In 1986, he was reassigned to the high-profile position of Permanent Observer to the United Nations. In his time at the UN in New York, Archbishop Martino was an outspoken critic of the American invasion of Iraq in 1991. Another important call, related to his future functions in Rome, was his call for a safe heaven to be created for Tutsi refugees in Rwanda, to prevent the death of 30,000 people.
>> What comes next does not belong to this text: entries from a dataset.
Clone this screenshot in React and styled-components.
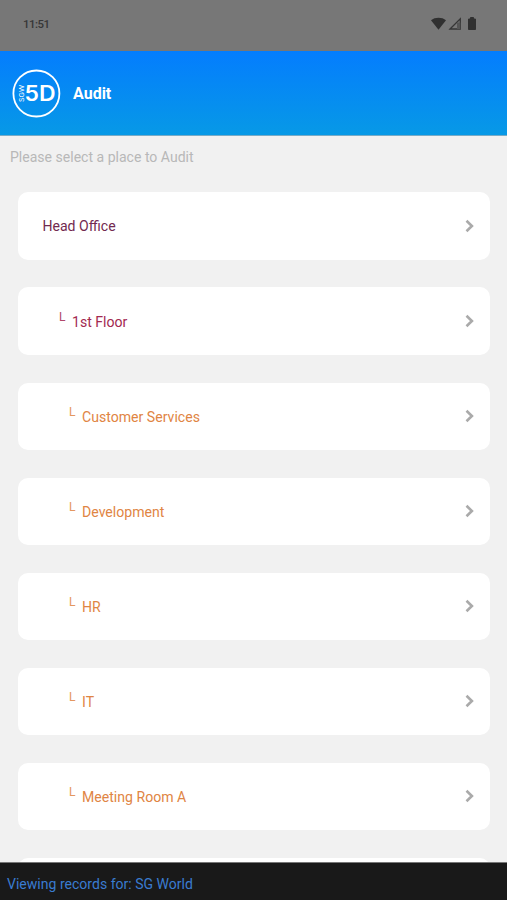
import React from "react";
import styled, { createGlobalStyle } from "styled-components";

const GlobalStyle = createGlobalStyle`
    * {
        box-sizing: border-box;
    }
    body {
        margin: 0;
        background: #f1f1f1;
        font-family: Roboto, "Liberation Sans", sans-serif;
    }
`;

const Screen = styled.div`
    display: flex;
    flex-direction: column;
    height: 900px;
    overflow: hidden;
    background: #f1f1f1;
`;

const StatusBar = styled.div`
    display: flex;
    flex: none;
    align-items: center;
    justify-content: space-between;
    height: 51px;
    padding: 0 29px 4px 23px;
    background: #777;
    color: #363636;
`;

const Clock = styled.span`
    font-size: 11.4px;
    font-weight: 500;
    letter-spacing: -0.5px;
`;

const Header = styled.header`
    display: flex;
    flex: none;
    align-items: center;
    gap: 12px;
    height: 85px;
    padding: 0 12px;
    background: linear-gradient(#047dfe, #0799e6);
    border-bottom: 1px solid #78abc6;
`;

const Title = styled.h1`
    margin: 1px 0 0;
    color: white;
    font-size: 16px;
    font-weight: 700;
`;

const Hint = styled.p`
    flex: none;
    margin: 0;
    padding: 11px 10px 0;
    height: 56.4px;
    color: #b8b8b8;
    font-size: 14.05px;
    line-height: 20px;
`;

const List = styled.ul`
    display: flex;
    flex: 1;
    flex-direction: column;
    gap: 27.9px;
    min-height: 0;
    margin: 0;
    padding: 0 17px 0 18px;
    overflow: hidden;
    list-style: none;
`;

const Place = styled.li`
    display: flex;
    flex: none;
    align-items: center;
    height: 67.2px;
    padding: 0 15px 0 ${({ indent }) => indent}px;
    border-radius: 10px;
    background: white;
    color: ${({ color }) => color};
    font-size: 14.1px;
`;

const Branch = styled.span`
    width: 13px;
    margin-top: -8px;
    font-size: 12px;
    font-weight: 400;
    opacity: 0.85;
`;

const Name = styled.span`
    flex: 1;
    margin-top: 1px;
`;

const Footer = styled.footer`
    flex: none;
    height: 38px;
    padding: 11px 7px 0;
    border-top: 1px solid #777;
    background: #191919;
    color: #3a7cd0;
    font-size: 14.05px;
    line-height: 20px;
`;

const places = [
    { name: "Head Office", indent: 24.4, color: "#722a50" },
    { name: "1st Floor", indent: 41, color: "#a32951", nested: true },
    { name: "Customer Services", indent: 51, color: "#df8544", nested: true },
    { name: "Development", indent: 51, color: "#df8544", nested: true },
    { name: "HR", indent: 51, color: "#df8544", nested: true },
    { name: "IT", indent: 51, color: "#df8544", nested: true },
    { name: "Meeting Room A", indent: 51, color: "#df8544", nested: true },
    { name: "", indent: 51, color: "#df8544" },
];

const StatusIcons = () => (
    <svg width="48" height="16" viewBox="0 0 48 16">
        <path d="M1 4.3C5 1 12 1 16 4.3L8.5 13.7z" fill="#303030" />
        <path d="M20 13L30.3 2.8V13z" fill="none" stroke="#363636" strokeWidth="1.3" />
        <path d="M27 6.5h3.3V13H27z" fill="#555" />
        <path d="M38.5 3h2V1.5h3V3h2v10.5h-7z" fill="#303030" stroke="#303030" strokeLinejoin="round" />
    </svg>
);

const Logo = () => (
    <svg width="49" height="49" viewBox="0 0 49 49" fill="white">
        <circle cx="24.4" cy="24.5" r="23" fill="none" stroke="white" strokeWidth="1.8" />
        <text
            transform="translate(12.2 33) rotate(-90)"
            fontFamily="Inter, sans-serif"
            fontSize="6.8"
            fontWeight="400"
            textLength="17"
            lengthAdjust="spacingAndGlyphs"
        >
            SGW
        </text>
        <text
            x="12.6"
            y="32"
            fontFamily="Inter, sans-serif"
            fontSize="20.8"
            fontWeight="600"
            textLength="31"
            lengthAdjust="spacingAndGlyphs"
        >
            5D
        </text>
    </svg>
);

const Chevron = () => (
    <svg width="11" height="14" viewBox="0 0 11 14">
        <path d="M2.5 1.8L7.9 7l-5.4 5.2" fill="none" stroke="#aaa" strokeWidth="2.6" />
    </svg>
);

const App = () => {
    return (
        <>
            <GlobalStyle />
            <Screen>
                <StatusBar>
                    <Clock>11:51</Clock>
                    <StatusIcons />
                </StatusBar>
                <Header>
                    <Logo />
                    <Title>Audit</Title>
                </Header>
                <Hint>Please select a place to Audit</Hint>
                <List>
                    {places.map((place, i) => (
                        <Place key={i} indent={place.indent} color={place.color}>
                            {place.nested && <Branch>L</Branch>}
                            <Name>{place.name}</Name>
                            <Chevron />
                        </Place>
                    ))}
                </List>
                <Footer>Viewing records for: SG World</Footer>
            </Screen>
        </>
    );
};

export default App;
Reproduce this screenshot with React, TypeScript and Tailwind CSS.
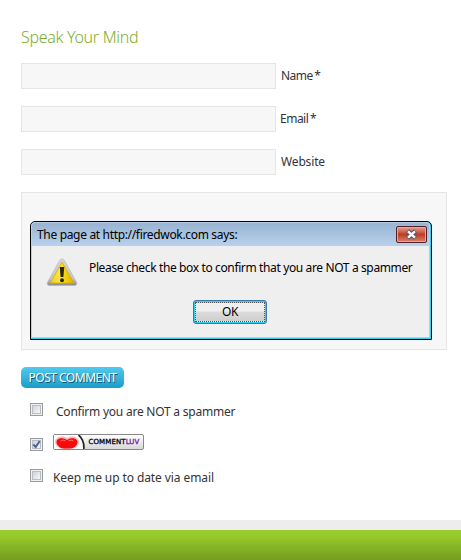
import React from "react";

function Field({ label, className }: { label: string; className: string }) {
  return (
    <div className="mb-[17px] flex h-[26px] items-center">
      <div className="h-[26px] w-[255px] shrink-0 border border-[#e5e5e5] bg-[#f7f7f7]" />
      <span className={`whitespace-pre text-[12px] leading-4 ${className}`}>{label}</span>
    </div>
  );
}

function Checkbox({ checked = false }: { checked?: boolean }) {
  return (
    <div className="flex h-[13px] w-[13px] shrink-0 border border-[#9b9c9d] bg-[#f0f0f0] p-px">
      <div className="h-[9px] w-[9px] border border-[#b9bec5] bg-linear-to-br from-[#cfd3d8] to-[#f8f8f8]">
        {checked && (
          <svg className="-ml-px -mt-px block" width="9" height="9" viewBox="0 0 9 9" fill="none" stroke="#4c62a6" strokeWidth="2">
            <path d="M1.3 4.3 3.6 7 7.8 1" />
          </svg>
        )}
      </div>
    </div>
  );
}

function Warning() {
  return (
    <svg className="shrink-0" width="32" height="30" viewBox="0 0 32 30">
      <defs>
        <linearGradient id="rim" x2="0" y2="1">
          <stop stopColor="#d6d8da" />
          <stop offset=".75" stopColor="#c4c7c9" />
          <stop offset="1" stopColor="#85898b" />
        </linearGradient>
        <linearGradient id="gold" x2="1" y2="0">
          <stop stopColor="#f0c428" />
          <stop offset=".4" stopColor="#ffe63b" />
          <stop offset=".52" stopColor="#f9dc16" />
          <stop offset="1" stopColor="#dfae00" />
        </linearGradient>
      </defs>
      <path d="M16 1c1.300 0 2 .7 2.800 2.200l11.600 20.800c1 2 .2 3.500-1.900 3.500h-25c-2.100 0-2.900-1.500-1.900-3.500L13.200 3.200C14 1.700 14.700 1 16 1Z" fill="url(#rim)" stroke="#b4b7b9" strokeWidth=".7" />
      <path d="M16 4 28 25H4Z" fill="url(#gold)" stroke="#d7a600" strokeWidth=".7" strokeLinejoin="round" />
      <path d="M13.800 9h4.400l-.8 10h-2.800Z" fill="#242414" />
      <circle cx="16" cy="22.300" r="2" fill="#242414" />
    </svg>
  );
}

function Dialog() {
  return (
    <div className="h-[119px] w-[402px] rounded-t-[5px] border border-black bg-[#39cce9] pb-px pr-px">
      <div className="flex h-full flex-col rounded-t-[4px] border border-[#b5cee9] bg-[#efefef]">
        <div className="flex h-[23px] shrink-0 justify-between rounded-t-[3px] bg-linear-to-b from-[#98b4d2] to-[#b9d1ec] pl-[5px] pr-[2px]">
          <span className="mt-[4px] whitespace-pre text-[12px] leading-4 tracking-[-0.33px] text-black">The page at http://firedwok.com says:</span>
          <div className="mt-[3px] flex h-[17px] w-[31px] items-center justify-center rounded-[2px] border border-[#54202a] bg-linear-to-b from-[#e7a196] from-0% via-[#bd3b22] via-50% to-[#d88168] shadow-[inset_0_0_0_1px_#e6a69d]">
            <svg width="13" height="11" viewBox="0 0 13 11">
              <path d="m2.500 2 8 7m0-7-8 7" stroke="#555967" strokeWidth="4.400" />
              <path d="m3 2.300 7 6.400m0-6.400-7 6.400" stroke="#fff" strokeWidth="2.300" />
            </svg>
          </div>
        </div>
        <div className="flex h-[54px] pl-[14px] pt-[12px]">
          <Warning />
          <span className="ml-[11px] mt-[2px] whitespace-pre text-[12px] leading-4 tracking-[-0.37px] text-black">Please check the box to confirm that you are NOT a spammer</span>
        </div>
        <div className="ml-[161px] flex h-[24px] w-[74px] rounded-[3px] border border-[#347eaf] bg-[#32cdf0] p-px">
          <div className="flex flex-1 items-center justify-center border border-dotted border-[#555] bg-linear-to-b from-[#efefef] from-45% via-[#dcdcdc] via-50% to-[#cecece] text-[12px] leading-4 tracking-[-0.3px] text-black">OK</div>
        </div>
      </div>
    </div>
  );
}

function CommentLuv() {
  return (
    <div className="flex h-[16px] w-[91px] overflow-hidden rounded-[2px] border border-[#888] bg-linear-to-b from-white to-[#d8d8d8]">
      <svg className="shrink-0" width="32" height="14" viewBox="0 0 32 14">
        <path d="M0 0h25q6 5 5 14H0Z" fill="#fff" />
        <path d="M24.500 0q6 5 5.300 14" fill="none" stroke="#222" strokeWidth="1.700" />
        <path d="M9.500 14C4 13.500 1 10 1 7c0-5 7-7 12-4 5-3 12-1 12 4 0 3-3 6.500-8.500 7Z" fill="#ffb9b9" />
        <path d="M10 13.500C5 13 2.500 9.500 2.500 7c0-4 6.500-5.200 10.500-2 4-3.200 10.500-2 10.500 2 0 2.500-2.500 6-7.500 6.500Z" fill="#f50b0b" />
        <path d="M6.500 6q2.500-2 5 0m3 0q2.500-2 5 0" fill="none" stroke="#ff6c6c" />
      </svg>
      <span className="ml-[2.500px] whitespace-pre font-['DejaVu_Sans',sans-serif] text-[7px] leading-[15px] tracking-[0.1px] text-black [-webkit-text-stroke:0.3px]">COMMENT<span className="text-[#7613a5]">LUV</span></span>
    </div>
  );
}

export default function App() {
  return (
    <div className="flex h-[560px] w-[461px] flex-col overflow-hidden bg-white font-['Noto_Sans',sans-serif] text-[#333]">
      <main className="h-[520px] shrink-0 pl-[21px] pt-[25px]">
        <h2 className="mb-[14px] h-[24px] whitespace-pre text-[16px] font-light leading-6 tracking-[-0.3px] text-[#7dad2b]">Speak Your Mind</h2>
        <Field label="Name *" className="ml-[5px] tracking-[-0.55px] [word-spacing:-1px]" />
        <Field label="Email *" className="ml-[4px] tracking-[-0.5px] [word-spacing:-1px]" />
        <Field label="Website" className="ml-[5px] tracking-[-0.15px]" />
        <div className="mb-[17px] h-[158px] w-[426px] border border-[#e5e5e5] bg-[#f7f7f7] pl-[8px] pt-[28px]">
          <Dialog />
        </div>
        <button className="flex h-[21px] w-[103px] items-center justify-center whitespace-pre rounded-[5px] bg-linear-to-b from-[#50caed] to-[#169dca] text-[12px] leading-4 tracking-[-0.5px] text-white [text-shadow:1px_1px_0_#165a70]">POST COMMENT</button>
        <div className="mt-[15px] flex h-[15px] pl-[9px]">
          <Checkbox />
          <span className="ml-[13px] mt-px whitespace-pre text-[12px] leading-4 tracking-[-0.23px]">Confirm you are NOT a spammer</span>
        </div>
        <div className="mt-[16px] flex h-[19px] pl-[9px]">
          <div className="mt-[4px]"><Checkbox checked /></div>
          <div className="ml-[10px]"><CommentLuv /></div>
        </div>
        <div className="mt-[16px] flex h-[16px] pl-[9px]">
          <Checkbox />
          <span className="ml-[10px] mt-px whitespace-pre text-[12px] leading-4 tracking-[-0.09px]">Keep me up to date via email</span>
        </div>
      </main>
      <div className="h-[10px] shrink-0 bg-[#ededed]" />
      <footer className="h-[30px] shrink-0 bg-linear-to-b from-[#99cc2b] from-15% to-[#759e20]" />
    </div>
  );
}
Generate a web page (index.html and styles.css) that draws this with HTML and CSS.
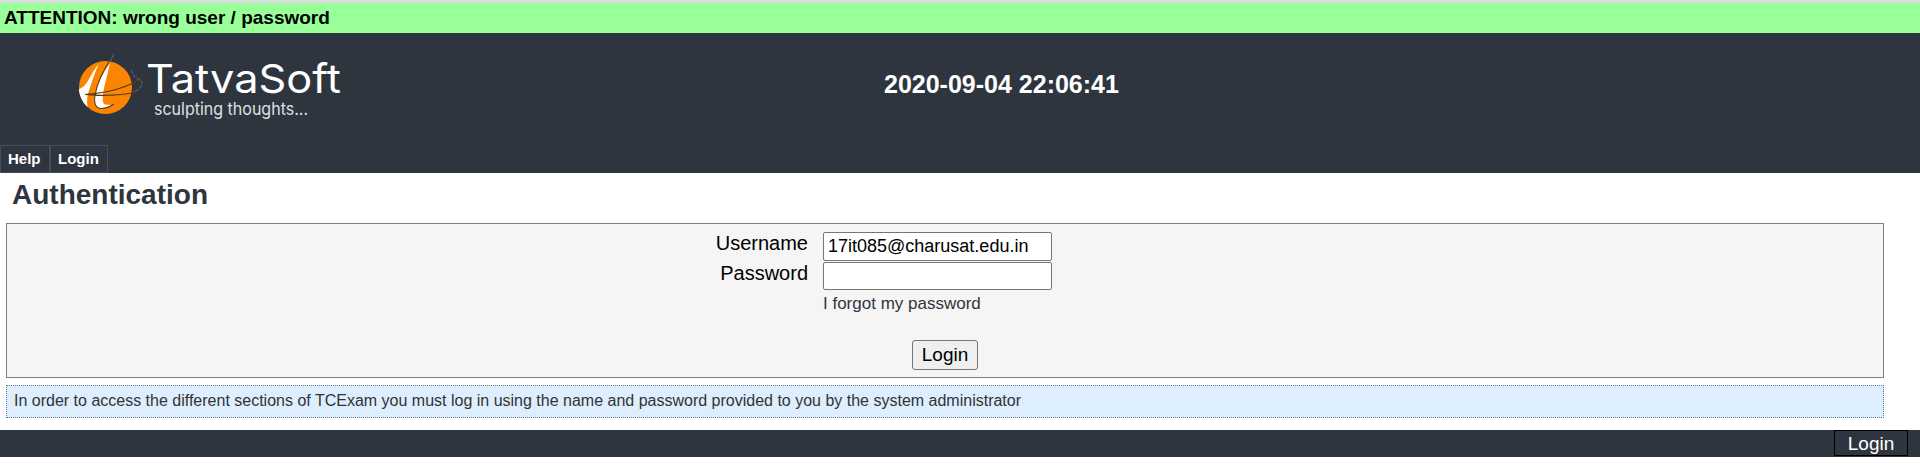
FILE: index.html
```html
<!DOCTYPE html>
<html lang="en">
<head>
<meta charset="utf-8">
<title>Authentication</title>
<link rel="stylesheet" href="styles.css">
</head>
<body>
<div class="message">ATTENTION: wrong user / password</div>
<header class="header">
  <div class="banner">
    <svg class="logo" viewBox="70 45 280 80" role="img" aria-label="TatvaSoft">
      <circle cx="105.500" cy="87.500" r="26.500" fill="#fb8500"/>
      <path d="M98.500 64Q93 78 89.500 89Q86 97 87.500 107Q82 102 80 95Q79 92 79 89Q85 87 89 79Q93 71 98.500 64Z" fill="#fff"/>
      <path d="M110 63Q107 76 104 88Q101 103 105 104.500L111 105Q107 109 100 108Q93 107 95 94Q99 78 110 63Z" fill="#fff"/>
      <path d="M112 57Q98 78 95 95Q93 108 101 108.500Q109 108 114 104M85 94.500Q121 92 142 78M85 94.500Q114 97 137 92" fill="none" stroke="#5a3d18" stroke-width="1.100"/>
      <path d="M110 62L114 54M131 70L134 76L142 82Q143 88 133 92" fill="none" stroke="#5c6064" stroke-width="1.100" stroke-dasharray="4 1"/>
      <text class="logo-name" x="146" y="92.500" textLength="195" lengthAdjust="spacingAndGlyphs">TatvaSoft</text>
      <text class="logo-tag" x="154" y="115" textLength="154" lengthAdjust="spacingAndGlyphs">sculpting thoughts...</text>
    </svg>
    <div class="clock">2020-09-04 22:06:41</div>
  </div>
  <nav class="tabs"><a class="tab tab-help">Help</a><a class="tab tab-login">Login</a></nav>
</header>
<main class="body">
  <h1 class="title">Authentication</h1>
  <form class="login-form">
    <div class="row"><label class="label" for="user">Username</label><input class="field" id="user" type="text" value="17it085@charusat.edu.in"></div>
    <div class="row row-second"><label class="label" for="pass">Password</label><input class="field field-pass" id="pass" type="password"></div>
    <a class="forgot">I forgot my password</a>
    <button class="submit" type="button">Login</button>
  </form>
  <p class="hint">In order to access the different sections of TCExam you must log in using the name and password provided to you by the system administrator</p>
</main>
<footer class="footer"><a class="footer-login">Login</a></footer>
</body>
</html>
```
FILE: styles.css
```css
* { box-sizing: border-box; }
body {
  margin: 0;
  background: #fff;
  color: #000;
  font-family: "Liberation Sans", Arial, sans-serif;
}
.message {
  height: 33px;
  padding-left: 4px;
  border-top: 3px solid #dadce0;
  background: #99ff99;
  font-size: 19px;
  font-weight: bold;
  line-height: 29px;
}
.header {
  display: flex;
  flex-direction: column;
  justify-content: space-between;
  height: 140px;
  background: #2e353f;
  color: #fff;
}
.banner {
  display: grid;
  grid-template-columns: 350px 1fr;
  padding-top: 12px;
}
.logo { width: 280px; height: 80px; margin-left: 70px; }
.logo-name { font: 400 40px Inter, sans-serif; fill: #fff; }
.logo-tag { font: 400 17px Inter, sans-serif; fill: #dfe1e3; }
.clock {
  padding: 25px 0 0 534px;
  font-size: 25px;
  font-weight: bold;
  line-height: 28px;
}
.tabs { display: flex; }
.tab {
  height: 28px;
  border: 1px solid #474e59;
  padding-left: 7px;
  font-size: 15px;
  font-weight: bold;
  line-height: 26px;
}
.tab-help { width: 50px; }
.tab-login { width: 58px; }
.body { height: 257px; padding: 0 36px 0 6px; }
.title {
  margin: 0;
  height: 50px;
  padding-left: 6px;
  color: #2e353f;
  font-size: 28px;
  line-height: 43px;
}
.login-form {
  display: flex;
  flex-direction: column;
  align-items: flex-start;
  height: 155px;
  padding: 8px 0 0;
  border: 1px solid #808080;
  background: #f5f5f5;
}
.row { display: flex; height: 29px; }
.row-second { margin-top: 1px; }
.label {
  width: 801px;
  margin-right: 15px;
  font-size: 20px;
  line-height: 22px;
  text-align: right;
}
.field {
  width: 229px;
  height: 29px;
  padding: 1px 4px;
  border: 1px solid #767676;
  border-radius: 2px;
  background: #fff;
  color: #000;
  font: 18px "Liberation Sans", Arial, sans-serif;
}
.field-pass { height: 28px; }
.forgot {
  margin: 2px 0 0 816px;
  color: #2e353f;
  font-size: 17px;
  line-height: 22px;
}
.submit {
  width: 66px;
  height: 30px;
  margin: 25px 0 0 905px;
  padding: 0;
  border: 1px solid #767676;
  border-radius: 3px;
  background: #efefef;
  color: #000;
  font: 19px "Liberation Sans", Arial, sans-serif;
}
.hint {
  height: 33px;
  margin: 7px 0 0;
  padding-left: 7px;
  border: 1px dotted #667788;
  background: #ddeeff;
  color: #333;
  font-size: 16px;
  line-height: 30px;
}
.footer {
  display: flex;
  justify-content: flex-end;
  height: 27px;
  padding-right: 12px;
  background: #2e353f;
}
.footer-login {
  width: 74px;
  height: 26px;
  border: 1px solid #000;
  color: #fff;
  font-size: 19px;
  line-height: 25px;
  text-align: center;
}
```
Archbishop Martino would continue in this position until 2002, when he was recalled to Rome to become president of the Pontifical Council for Justice and Peace. With that position came the red hat, and Cardinal Martino was created in 2003, in Blessed John Paul II’s last consistory. He became cardinal deacon of San Francesco di Paolo ai Monti. As head of Justice and Peace, Cardinal Martino intervened, to no avail, on behalf of Terri Schiavo, in the widely-covered case of her euthanasia. He also spoke out against the death sentence against Saddam Hussein and called for a international peace conference for the Middle East. He was once again openly against American interventions in Iraq. Later, he was involved in peace conferences between Israel and Palestinians, and likened Gaza to a “huge concentration camp”. In another example of his strongly pro-life position, Cardinal Martino  urged Catholics to stop donating to Amnesty International when that organisation decided to advocate abortion in 2007.

From 2006 until his retirement in 2009, Cardinal Martino was also the president of the Pontifical Council for the Pastoral Care of Migrants and Itinerant People.

Following his retirement, Cardinal Martino remained a member of the Congregation for the Evangelisation of People, the Pontifical Council “Cor Unum” the Administration of the Patrimony of the Apostolic See and the Pontifical Commission for Vatican City State. His pro-life attitude was rewarded in 2009 with the awarding of the title of Honorary President of the Dignitatis Humanae Institute in Rome. In 2011, in his last major diplomatic endeavours, Cardinal Martino visited Yangon, the capital of Myanmar, where he met with Aung San Suu Kyi.